Neste espetáculo, Bibi cantava de forma magnífica, encantando inclusive os franceses, com canções de sucesso interpretadas por Edith Piaf. A peça, com cerca de 14 atores, permaneceu em cartaz até 1990. Bibi foi a estrela, também, dos musicais “Amália”, sobre a cantora portuguesa Amália Rodrigues e "Bibi Ferreira canta Sinatra", em que interpretou grandes sucessos do cantor americano.

Não só de musicais viveu Bibi. O ator e dramaturgo Juca de Oliveira, que assistiu a peça “Gota d'Água” quatro vezes seguidas, revelou ter se comovido em todas, acrescentando que, de tudo que viu no mundo, a maior interpretação que assistiu de uma atriz durante toda a vida foi “a Joana da Bibi Ferreira”. Bibi ganhou muitos prêmios, como o Troféu Imprensa, Prêmio Molière, Prêmio Sharp, Prêmio Shell, Troféu APCA, entre outros. Ainda em vida, Bibi, de premiada, passou a ser nome de um Prêmio instituído para agraciar artistas que fazem teatro musical.
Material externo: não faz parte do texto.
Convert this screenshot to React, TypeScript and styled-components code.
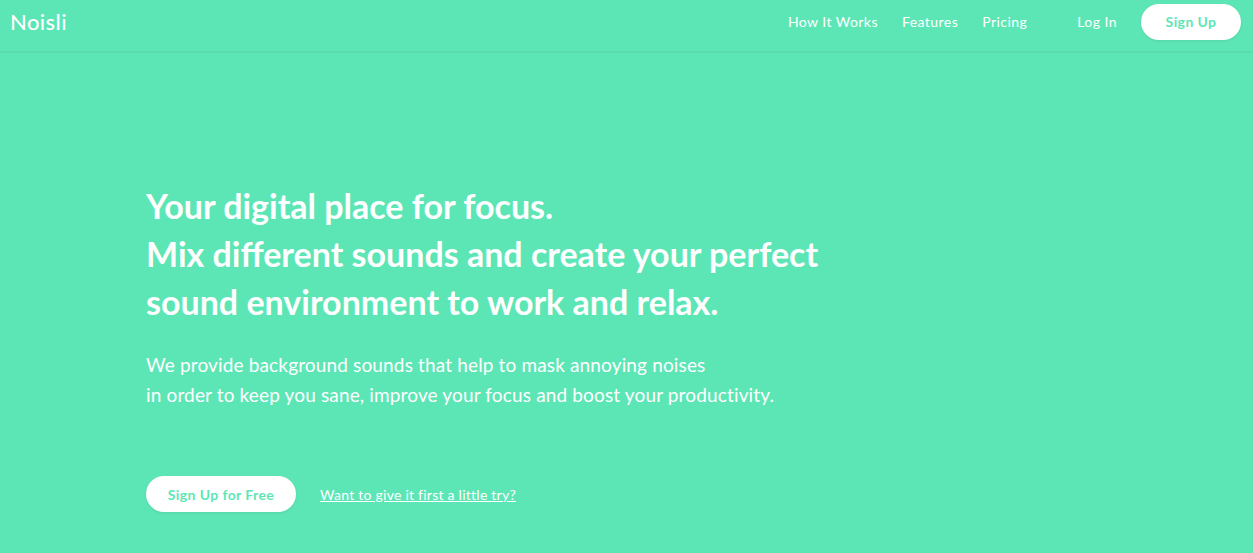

Uma curiosidade: o dia correto do nascimento de Bibi não é preciso. Bibi considerava o dia 1º de junho, mas não descartava o dia 10 do mesmo mês, - conforme consta da entrevista a Jô Soares, exibida no dia 19/07/2013, no trecho que trata da admiração da atriz Liza Minnelli por Bibi, que nasceu no mesmo dia e ano da atriz Judy Garland, mãe de Liza.

Conforme esclarece Ana Lucia Santana no site Infoescola, a mãe de Bibi imagina que sua filha nasceu no dia 1º de junho de 1922. Mas Procópio, o pai, diz ter sido no dia 4. A certidão de nascimento marca o dia 10. Resolve a imprecisão admitir que, de tão grandiosa, Bibi nasceu três vezes. Porque uma vez só, para ela, não basta.

Depoimento, biografia e exposição
Em homenagem ao centenário de Bibi Ferreira e à sua trajetória, a Fundação Nacional de Artes disponibilizou, em seu canal no YouTube, um depoimento exclusivo da artista, realizado em 2015. No curta-metragem de aproximadamente 15 minutos, Bibi revela detalhes de sua infância, do amor que sentia pela mãe e da admiração pelo pai, Procópio Ferreira, e ainda, destaques da sua carreira, como a peça “Gota d'água", de 1975.

Bibi também será homenageada com uma grande mostra na Cidade das Artes, no Rio de Janeiro, reinaugurada como Cidade das Artes Bibi Ferreira neste mês. A exposição será em 3D e alguns dos figurinos usados por Bibi foram recriados por Marcelo Marques numa ambientação assinada pela cenógrafa Natália Lana.

Ainda na esteira das celebrações, foi lançado recentemente o livro “Bibi Ferreira, a Saga de uma Diva”, biografia de autoria de Renée Groissman, amiga de escola de Bibi. Amor e sexo foram temas abordados com naturalidade nos sete longos depoimentos inéditos que embasaram a obra. A atriz — que, aos 11 anos, foi obrigada a vestir uma fita de algodão para esconder os seios — lamentava o fato de “não ter mais idade para amar”.